● EXERCISE: From the entries below, copy out every line with "components" in it.

● GIVEN RECORDS:

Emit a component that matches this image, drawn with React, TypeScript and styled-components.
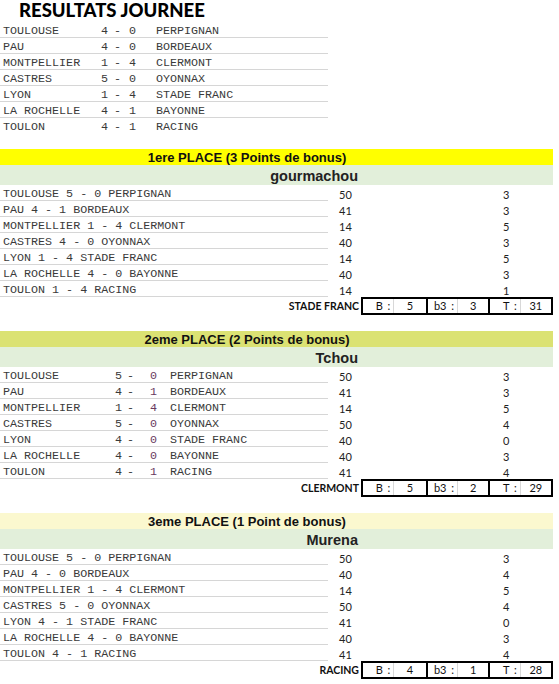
import React from 'react'
import styled, { createGlobalStyle } from 'styled-components'

const GlobalStyle = createGlobalStyle`
  html, body {
    margin: 0;
    padding: 0;
    background: #ffffff;
  }
`;

const Page = styled.div`
  width: 553px;
  display: flex;
  flex-direction: column;
`;

const Title = styled.h1`
  margin: 0;
  box-sizing: border-box;
  height: 22px;
  padding: 1px 0 0 19px;
  font-family: Lato, "Liberation Sans", sans-serif;
  font-weight: 900;
  font-size: 18.5px;
  line-height: 19px;
  color: #000;
`;

const DayTable = styled.div`
  display: flex;
  flex-direction: column;
  margin-bottom: 15px;
`;

const Line = styled.div`
  box-sizing: border-box;
  width: 328px;
  height: 16px;
  padding-top: 2px;
  border-bottom: 1px solid #d6d6d6;
  font-family: "Liberation Mono", "Courier New", monospace;
  font-size: 11.7px;
  line-height: 15px;
  color: #3a3a3a;
  white-space: pre;

  &:last-child {
    border-bottom-color: transparent;
  }
`;

const ScoreLine = styled(Line)<{ $cols: string }>`
  display: grid;
  grid-template-columns: ${({ $cols }) => $cols};
  padding-left: 3px;
`;

const Away = styled.span<{ $tint?: boolean }>`
  color: ${({ $tint }) => ($tint ? '#6a3a60' : 'inherit')};
`;

const Section = styled.section`
  display: flex;
  flex-direction: column;
  margin-bottom: 16px;
`;

const PlaceBar = styled.div<{ $bg: string }>`
  height: 16px;
  padding-right: 59px;
  background: ${({ $bg }) => $bg};
  font-family: "Liberation Sans", Arial, sans-serif;
  font-weight: 700;
  font-size: 13px;
  line-height: 17px;
  text-align: center;
  color: #111;
`;

const NameBar = styled.div`
  display: grid;
  grid-template-columns: 361px 1fr;
  height: 20px;
  background: #e2efda;
  font-family: "Liberation Sans", Arial, sans-serif;
  font-weight: 700;
  font-size: 14.5px;
  line-height: 22px;
  color: #222;
`;

const PlayerName = styled.span`
  text-align: right;
  padding-right: 3px;
`;

const PickRow = styled.div`
  display: grid;
  grid-template-columns: 339px 164px 1fr;
  height: 16px;

  &:last-child > div {
    border-bottom-color: transparent;
  }
`;

const MatchCell = styled(Line)`
  padding-left: 3px;
`;

const MatchGrid = styled(Line)`
  display: grid;
  grid-template-columns: 112px 12px 23px 20px 1fr;
  padding-left: 3px;
`;

const Value = styled.span`
  padding-top: 2px;
  font-family: Lato, "Liberation Sans", sans-serif;
  font-size: 11px;
  line-height: 15px;
  color: #222;
`;

const Footer = styled.div`
  display: grid;
  grid-template-columns: 361px 192px;
  height: 18px;
`;

const TeamLabel = styled.span`
  text-align: right;
  padding-right: 2px;
  font-family: Lato, "Liberation Sans", sans-serif;
  font-weight: 700;
  font-size: 10.5px;
  line-height: 18px;
  color: #111;
  white-space: nowrap;
`;

const Boxes = styled.div`
  display: grid;
  grid-template-columns: repeat(3, 1fr);
  box-sizing: border-box;
  border: 2px solid #000;
`;

const Box = styled.div`
  display: grid;
  grid-template-columns: 1fr 1fr;
  font-family: Lato, "Liberation Sans", sans-serif;
  font-size: 11px;
  line-height: 14px;
  color: #111;

  & + & {
    border-left: 2px solid #000;
  }
`;

const BoxLabel = styled.span`
  text-align: right;
  padding-right: 3px;
  border-right: 1px solid #d8d8d8;
  word-spacing: 2px;
`;

const BoxValue = styled.span`
  text-align: center;
`;

type Pick = [string, number, number, string, number, number];

interface PlaceData {
  bg: string;
  title: string;
  name: string;
  grid?: boolean;
  picks: Pick[];
  team: string;
  b: number;
  b3: number;
  t: number;
}

const day: [string, number, number, string][] = [
  ['TOULOUSE', 4, 0, 'PERPIGNAN'],
  ['PAU', 4, 0, 'BORDEAUX'],
  ['MONTPELLIER', 1, 4, 'CLERMONT'],
  ['CASTRES', 5, 0, 'OYONNAX'],
  ['LYON', 1, 4, 'STADE FRANC'],
  ['LA ROCHELLE', 4, 1, 'BAYONNE'],
  ['TOULON', 4, 1, 'RACING'],
];

const places: PlaceData[] = [
  {
    bg: '#ffff00',
    title: '1ere PLACE (3 Points de bonus)',
    name: 'gourmachou',
    picks: [
      ['TOULOUSE', 5, 0, 'PERPIGNAN', 50, 3],
      ['PAU', 4, 1, 'BORDEAUX', 41, 3],
      ['MONTPELLIER', 1, 4, 'CLERMONT', 14, 5],
      ['CASTRES', 4, 0, 'OYONNAX', 40, 3],
      ['LYON', 1, 4, 'STADE FRANC', 14, 5],
      ['LA ROCHELLE', 4, 0, 'BAYONNE', 40, 3],
      ['TOULON', 1, 4, 'RACING', 14, 1],
    ],
    team: 'STADE FRANC',
    b: 5,
    b3: 3,
    t: 31,
  },
  {
    bg: '#dbe273',
    title: '2eme PLACE (2 Points de bonus)',
    name: 'Tchou',
    grid: true,
    picks: [
      ['TOULOUSE', 5, 0, 'PERPIGNAN', 50, 3],
      ['PAU', 4, 1, 'BORDEAUX', 41, 3],
      ['MONTPELLIER', 1, 4, 'CLERMONT', 14, 5],
      ['CASTRES', 5, 0, 'OYONNAX', 50, 4],
      ['LYON', 4, 0, 'STADE FRANC', 40, 0],
      ['LA ROCHELLE', 4, 0, 'BAYONNE', 40, 3],
      ['TOULON', 4, 1, 'RACING', 41, 4],
    ],
    team: 'CLERMONT',
    b: 5,
    b3: 2,
    t: 29,
  },
  {
    bg: '#fbf8cf',
    title: '3eme PLACE (1 Point de bonus)',
    name: 'Murena',
    picks: [
      ['TOULOUSE', 5, 0, 'PERPIGNAN', 50, 3],
      ['PAU', 4, 0, 'BORDEAUX', 40, 4],
      ['MONTPELLIER', 1, 4, 'CLERMONT', 14, 5],
      ['CASTRES', 5, 0, 'OYONNAX', 50, 4],
      ['LYON', 4, 1, 'STADE FRANC', 41, 0],
      ['LA ROCHELLE', 4, 0, 'BAYONNE', 40, 3],
      ['TOULON', 4, 1, 'RACING', 41, 4],
    ],
    team: 'RACING',
    b: 4,
    b3: 1,
    t: 28,
  },
];

const Place: React.FC<{ data: PlaceData }> = ({ data }) => (
  <Section>
    <PlaceBar $bg={data.bg}>{data.title}</PlaceBar>
    <NameBar>
      <PlayerName>{data.name}</PlayerName>
    </NameBar>
    {data.picks.map(([home, s1, s2, away, pts, bonus]) => (
      <PickRow key={home}>
        {data.grid ? (
          <MatchGrid>
            <span>{home}</span>
            <span>{s1}</span>
            <span>-</span>
            <Away $tint>{s2}</Away>
            <span>{away}</span>
          </MatchGrid>
        ) : (
          <MatchCell>{`${home} ${s1} - ${s2} ${away}`}</MatchCell>
        )}
        <Value>{pts}</Value>
        <Value>{bonus}</Value>
      </PickRow>
    ))}
    <Footer>
      <TeamLabel>{data.team}</TeamLabel>
      <Boxes>
        <Box>
          <BoxLabel>B :</BoxLabel>
          <BoxValue>{data.b}</BoxValue>
        </Box>
        <Box>
          <BoxLabel>b3 :</BoxLabel>
          <BoxValue>{data.b3}</BoxValue>
        </Box>
        <Box>
          <BoxLabel>T :</BoxLabel>
          <BoxValue>{data.t}</BoxValue>
        </Box>
      </Boxes>
    </Footer>
  </Section>
);

const App: React.FC = () => {
  return (
    <>
      <GlobalStyle />
      <Page>
        <Title>RESULTATS JOURNEE</Title>
        <DayTable>
          {day.map(([home, s1, s2, away]) => (
            <ScoreLine key={home} $cols="98px 13px 15px 27px 1fr">
              <span>{home}</span>
              <span>{s1}</span>
              <span>-</span>
              <span>{s2}</span>
              <span>{away}</span>
            </ScoreLine>
          ))}
        </DayTable>
        {places.map((p) => (
          <Place key={p.name} data={p} />
        ))}
      </Page>
    </>
  );
};

export default App;
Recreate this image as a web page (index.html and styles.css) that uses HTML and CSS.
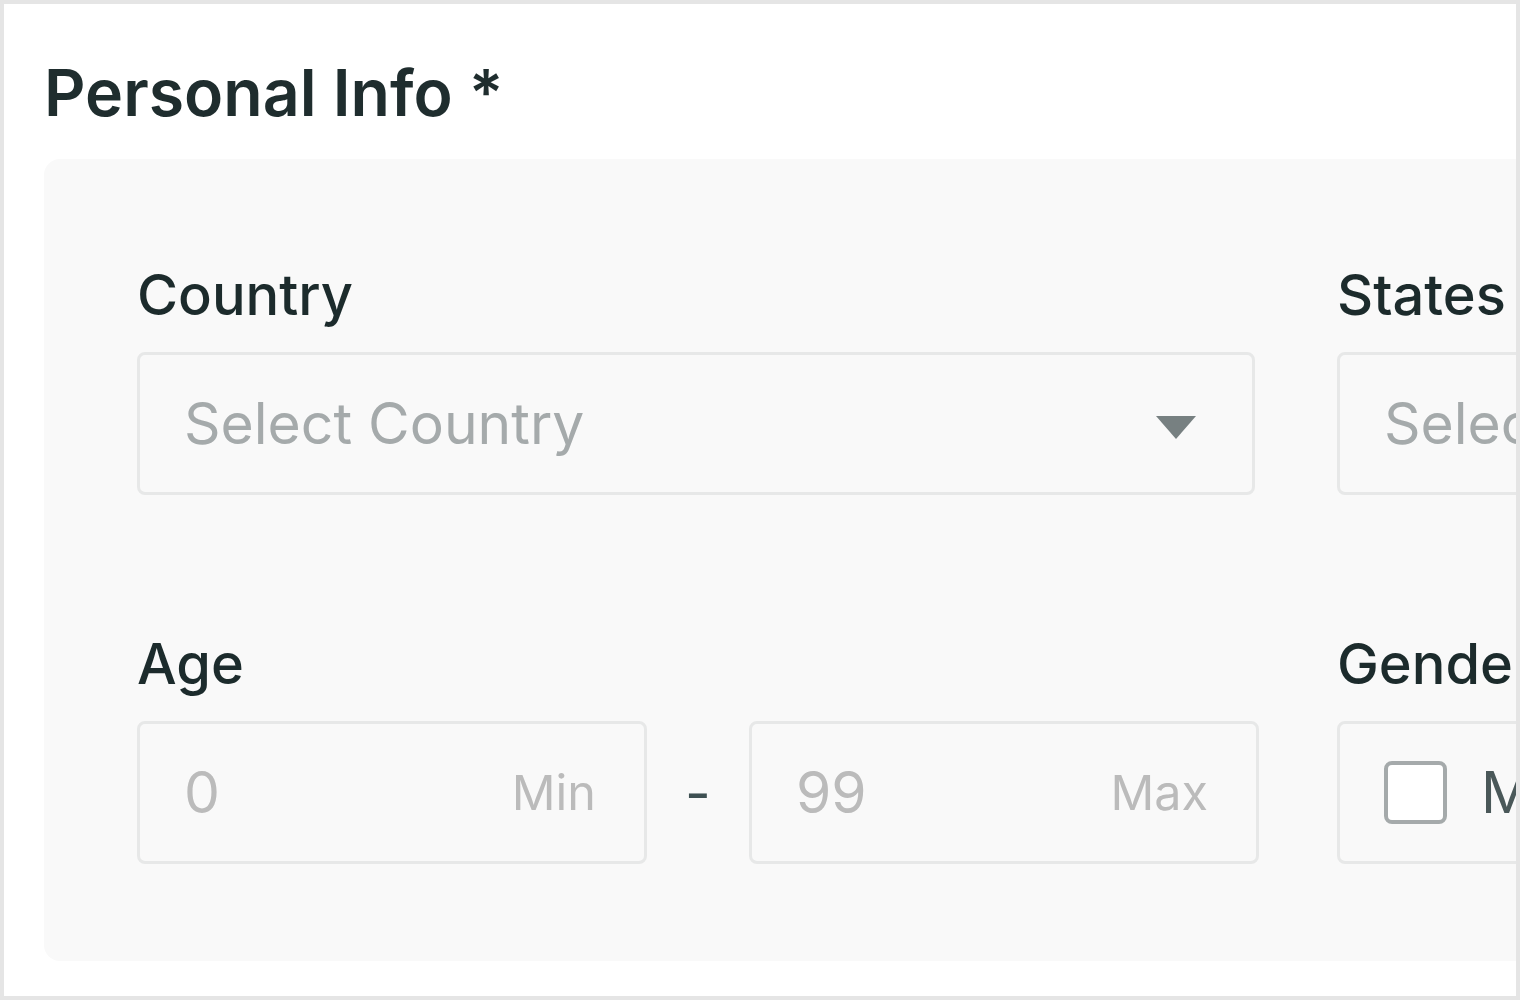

● WORKED ANSWER:
Emit a component that matches this image, drawn with React, TypeScript and styled-components.
import styled, { createGlobalStyle } from 'styled-components'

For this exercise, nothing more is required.